Post
by Zhust » Sun Feb 11, 2007 1:24 pm
The events in Boston surrounding this is the kind of thing rubs me entirely the wrong way -- exactly the same wrong way as how censorship is implemented in America.
Ok, so with censorship it's like this: the Federal Communications Commission has rules where a broadcaster can be fined if a broadcast event offends the community standards. Now, "community standards" are not explicitly defined, and are theoretically measured when people who received the broadcast report that it offended them. In practice, it depends on complaints and on the judgment of FCC officials -- my standards include never making ad hominem arguments yet, to be blunt, nobody will ever be fined because it doesn't have to do with seeing boobies on TV.
So what happens is the broadcasters are saddled with deciding which content is appropriate and which is not. If you work for a large network, they can absorb some fines, but why would they not pass the punishment onto the person responsible for the "offensive" content? In the college radio station where I'm part of a talk-radio show, the on-air DJ is responsible for the time-delay "dump" button -- any fines would bankrupt the station so the DJ is saddled with full responsibility.
In the end, any DJ (or TV show editor, etc.) not wanting to get hit with a $250,000 fine for some arbitrary reason will be absolutely overzealous in their censorship of materials played on the air. Although there is "no censorship of free speech in America", well, there is.
Now we have a new "community standard": terror.
The effects of somebody being frightened is in the hands of the people creating arbitrary artwork.
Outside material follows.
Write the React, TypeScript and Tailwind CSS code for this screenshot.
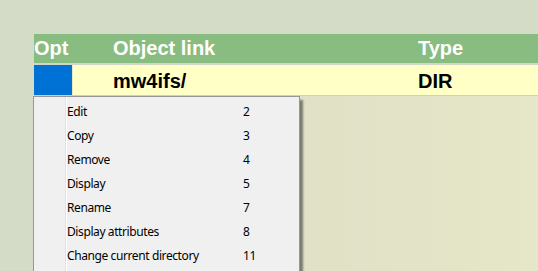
const items: [string, string][] = [
  ["Edit", "2"],
  ["Copy", "3"],
  ["Remove", "4"],
  ["Display", "5"],
  ["Rename", "7"],
  ["Display attributes", "8"],
  ["Change current directory", "11"],
];

export default function App() {
  return (
    <div className="relative w-[538px] h-[271px] overflow-hidden bg-[#d4dcc8] flex flex-col pt-[34px] pl-[34px]">
      {/* Header */}
      <div className="flex h-[29px] bg-[#88bc80] text-white font-bold text-[20px] leading-[29px] font-['Liberation_Sans',Arial,sans-serif] border-b-2 border-[#d2d6c8] box-content">
        <div className="w-[79px]">Opt</div>
        <div className="w-[305px]">Object link</div>
        <div className="flex-1">Type</div>
      </div>

      {/* Data row */}
      <div className="flex h-[30px] bg-[#ffffc6] text-black font-bold text-[20px] leading-[32px] font-['Liberation_Sans',Arial,sans-serif] border-b border-[#cfcfc4] box-content">
        <div className="w-[38px] bg-[#0072d6] border-r border-[#e8e8c0] box-content"></div>
        <div className="w-[40px]"></div>
        <div className="w-[305px]">mw4ifs/</div>
        <div className="flex-1">DIR</div>
      </div>

      {/* Area below table */}
      <div className="flex-1 bg-gradient-to-r from-[#dad9c5] to-[#e6e7c8]"></div>

      {/* Context menu */}
      <div className="absolute left-[33px] top-[96px] w-[267px] h-[190px] bg-[#f0f0f0] border border-[#979797] shadow-[3px_4px_2px_rgba(0,0,0,0.45)] flex font-['Noto_Sans',sans-serif] text-[12px] tracking-[-0.4px] text-black">
        <div className="w-[31px]"></div>
        <div className="flex-1 border-l border-[#e2e2e2] shadow-[inset_1px_0_0_#ffffff] pt-[3px] pl-px">
          {items.map(([label, key]) => (
            <div key={label} className="flex h-[24px] leading-[24px]">
              <span className="w-[176px]">{label}</span>
              <span>{key}</span>
            </div>
          ))}
        </div>
      </div>
    </div>
  );
}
They are held responsible for the viewer's perception.
So where does that leave us? Not safer, that's for sure -- I mean, if you have heard about bombings in Iraq, the idea is to make a bomb that looks as commonplace as possible -- but it does leave us more terrified.
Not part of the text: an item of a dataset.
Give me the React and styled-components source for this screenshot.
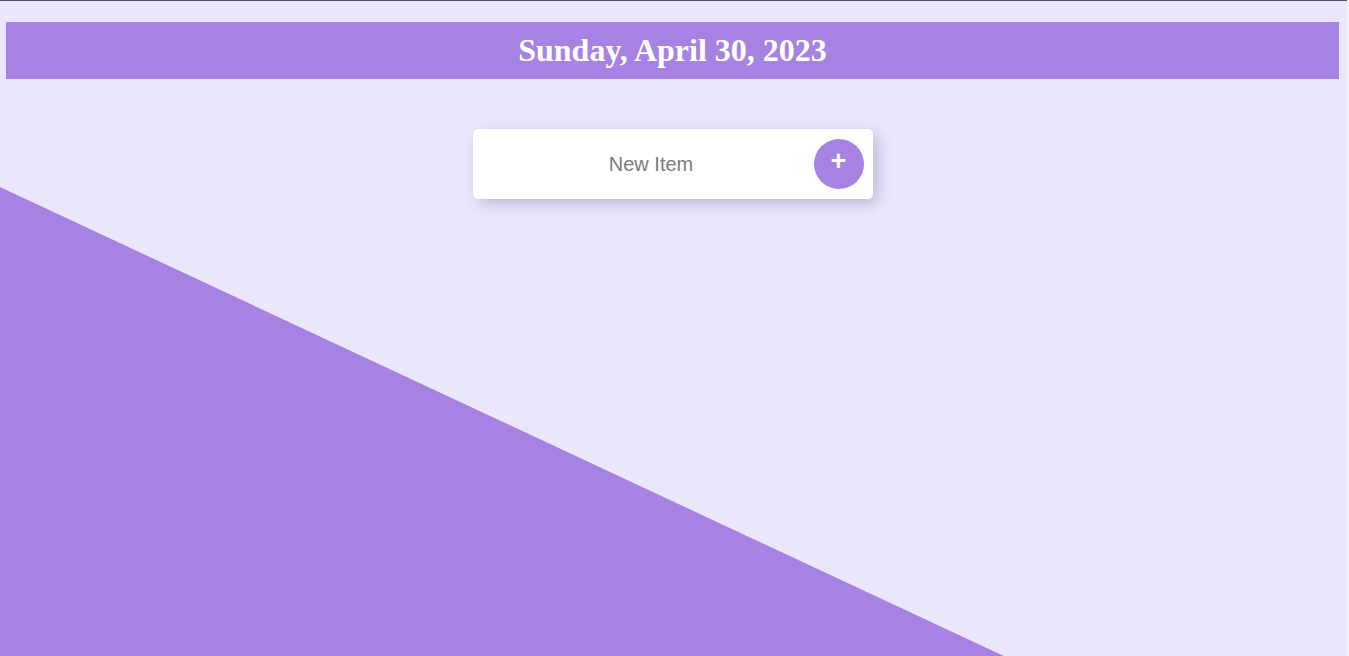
import styled, { createGlobalStyle } from "styled-components";
import { useState } from "react";

const GlobalStyle = createGlobalStyle`
  html {
    background: #f4f4ef;
  }
  body {
    margin: 0;
    font-family: "Liberation Serif", "Times New Roman", serif;
  }
`;

export default function App() {
  const [text, setText] = useState("");

  return (
    <Page>
      <GlobalStyle />
      <Wave />
      <Heading>
        <Day>Sunday, April 30, 2023</Day>
      </Heading>
      <ItemForm onSubmit={(e) => e.preventDefault()}>
        <ItemInput
          value={text}
          onChange={(e) => setText(e.target.value)}
          placeholder="New Item"
        />
        <AddButton type="submit">+</AddButton>
      </ItemForm>
    </Page>
  );
}

const Page = styled.div`
  position: relative;
  width: 1347px;
  height: 656px;
  box-sizing: border-box;
  border-top: 1px solid #55555b;
  background-color: #eae7fd;
  overflow: hidden;
  display: flex;
  flex-flow: column;
  align-items: center;
  padding: 21px 8px 0 6px;
`;

// background slope sitting under everything
const Wave = styled.div`
  position: absolute;
  left: 0;
  top: 0;
  width: 100%;
  height: 100%;
  background-color: #a683e3;
  clip-path: polygon(0 186px, 1006px 656px, 0 656px);
  z-index: 0;
`;

const Heading = styled.div`
  position: relative;
  z-index: 1;
  width: 100%;
  height: 57px;
  background-color: #a683e3;
  display: flex;
  justify-content: center;
  align-items: center;
`;

const Day = styled.h1`
  margin: 0;
  color: #ffffff;
  font-size: 32px;
  font-weight: 700;
`;

const ItemForm = styled.form`
  position: relative;
  z-index: 1;
  width: 400px;
  height: 70px;
  margin-top: 50px;
  box-sizing: border-box;
  background-color: #ffffff;
  border-radius: 5px;
  box-shadow: 5px 5px 15px rgba(60, 50, 110, 0.25);
  display: flex;
  align-items: center;
  padding: 0 9px 0 0;
`;

const ItemInput = styled.input`
  flex: 1;
  border: none;
  outline: none;
  background: transparent;
  text-align: center;
  font-family: "Liberation Sans", Arial, sans-serif;
  font-size: 20px;
  color: #333;
  padding: 0 0 0 16px;
  &::placeholder {
    color: #7b7b7b;
  }
`;

const AddButton = styled.button`
  width: 50px;
  height: 50px;
  border: none;
  border-radius: 50%;
  background-color: #a683e3;
  color: #ffffff;
  font-family: "Liberation Sans", Arial, sans-serif;
  font-size: 27px;
  font-weight: 700;
  line-height: 1;
  padding: 0 0 6px 0;
  cursor: pointer;
`;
Creators are now afraid to create. People are even more scared of things that are new and unusual.
What we need to find bombs is intelligent investigation. A bomb isn't going to be marked with bright, blinking lights. It's going to look just like things we see every day and ignore -- trucks with roving billboards, or the bins for those free apartment guides.
Artists are out to surprise people and keep them alive. Terrorists are out to surprise people and kill them. The difference is in the killing.
But I'm going a long way in one direction to make a comment in another.
If these guys did not plant bombs -- did not intend to kill people -- then they are not terrorists. They not guilty of any crimes. In whatever manner they choose to conduct themselves, that is their right. To say they should have "behaved better at their press conference" only serves to take those rights away.
I am very pleased to see they stood their ground and made a mockery of the system that attempted to terrorize them by charging them with being terrorists.